In 1968, when the country's premier literary prize for books written by New Zealanders began, it was all non-fiction; the three winning titles were about the NZ seashore, our alpine plants and Lloyd Geering's God in the New World.
Fifty years on and it's a new world indeed with the most talked about award at the Ockham New Zealand Book Awards now the $50,000 Acorn Foundation Fiction Prize which has, this year, gone to one of the most talked about NZ novels of 2017.
Wellington writer Pip Adam last night received the honour for The New Animals which parodies the Auckland fashion scene.
Ockham awards' fiction judges — poet and academic Anna Smaill, journalist and reviewer Philip Matthews, bookseller and reviewer Jenna Todd and Glasgow-based writer, journalist and founding editor of the Scottish Review of Books Alan Taylor — said the novel would "bring readers back from the dead".
That's in contrast to the comments of some reviewers, who when the book was released in June, found it original and challenging but had difficulties with its structure, form and characters. However, judges said The New Animals was a confrontational, revelatory novel that holds a mirror up to contemporary NZ culture.
"It's stylistically raw and reveals a good deal in a modest way. The New Animals is so vivid in imagery and imagination that the judges haven't stopped thinking about it since. In this category in 2018 it's the book with the most blood on the page. It will give you an electric shock."
In other categories, Listener journalist Diana Wichtel won the Royal Society Te Apārangi Award for General Non-Fiction for her memoir Driving to Treblinka: A long search for a lost father. Judges Ella Henry, lecturer in AUT's Māori Faculty, editor and journalist Toby Manhire and former bookseller and publisher Philip King said Wichtel's curiosity, alternately upsetting and uplifting, turns invisibly into a kind of mission.
"At its heart this is a family story, but one which cannot but shine a light on the vestiges of anti-Semitism that linger in Europe today. It is not just a beautifully written book, but an important book, too."
Elizabeth Smither won the poetry category — an honour bestowed on her twice before — with her collection Night Horse. Judges poet and novelist Alison Wong, poet Robert Sullivan, deputy chief executive, Māori, Manukau Institute of Technology, and poet, publisher and librettist Michael Harlow described the collection as gentle, uplifting, tender, humorous, well-crafted and luminous.

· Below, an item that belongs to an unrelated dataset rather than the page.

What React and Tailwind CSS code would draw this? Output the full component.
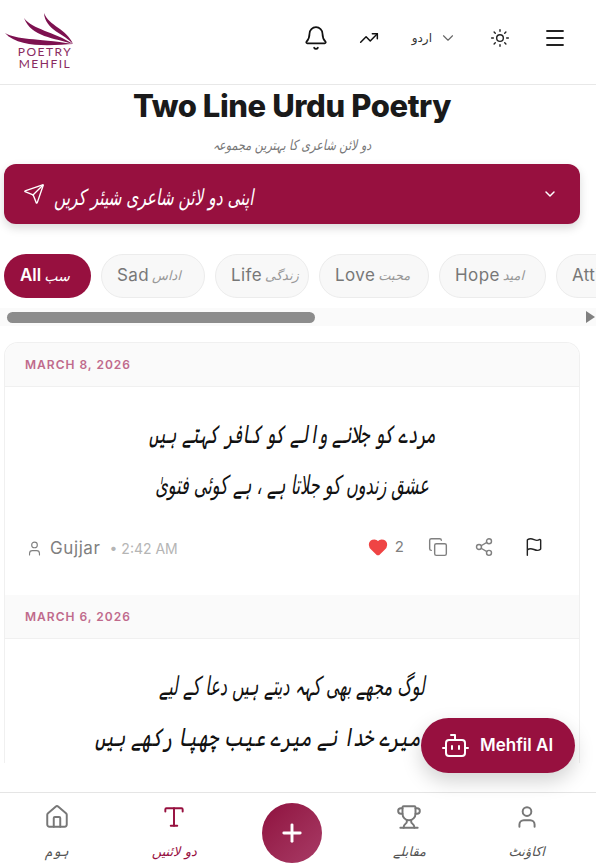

In the illustrated non-fiction category, academics Alison Jones and Kuni Kaa won for their work Tuai: A traveller in two worlds.
"The care the authors have given these histories, acknowledging the autonomy that mātauranga Māori has in wider Aotearoa historical narratives, is striking, and we need more of it," said judges Barbara Brookes, whose A History of New Zealand Women won this award in 2017, Matariki Williams, curator Mātauranga Māori at Te Papa; and Kim Paton, director of the public gallery Objectspace.
The general non-fiction, poetry and illustrated non-fiction category winners each took home a $10,000 prize but the book awards themselves were also in the money. Marking the 50th anniversary, Ockham Residential confirmed its sponsorship for five more years.
In the last 50 years, the awards have been the Wattie Book Awards (later the Goodman Fielder Wattie Book Awards), Montana NZ Book Awards and the NZ Post Book Awards with various categories and prizes.
They are now just four — for fiction, general non-fiction, illustrated non-fiction and poetry — as well as four best first book awards and, at the judges' discretion, a Māori Language Award. This year's awards for best first books went to:
The Hubert Church Best First Book Award for Fiction: Baby by Annaleese Jochems.
The E.H. McCormick Best First Book Award for General Non-Fiction: Driving to Treblinka: A long search for a lost father by Diana Wichtel.
The Jessie Mackay Best First Book Award for Poetry: Fully Clothed and So Forgetful by Hannah Mettner.
The Judith Binney Best First Book Award for Illustrated Non-Fiction: Caves: Exploring New Zealand's Subterranean Wilderness by Marcus Thomas and Neil Silverwood.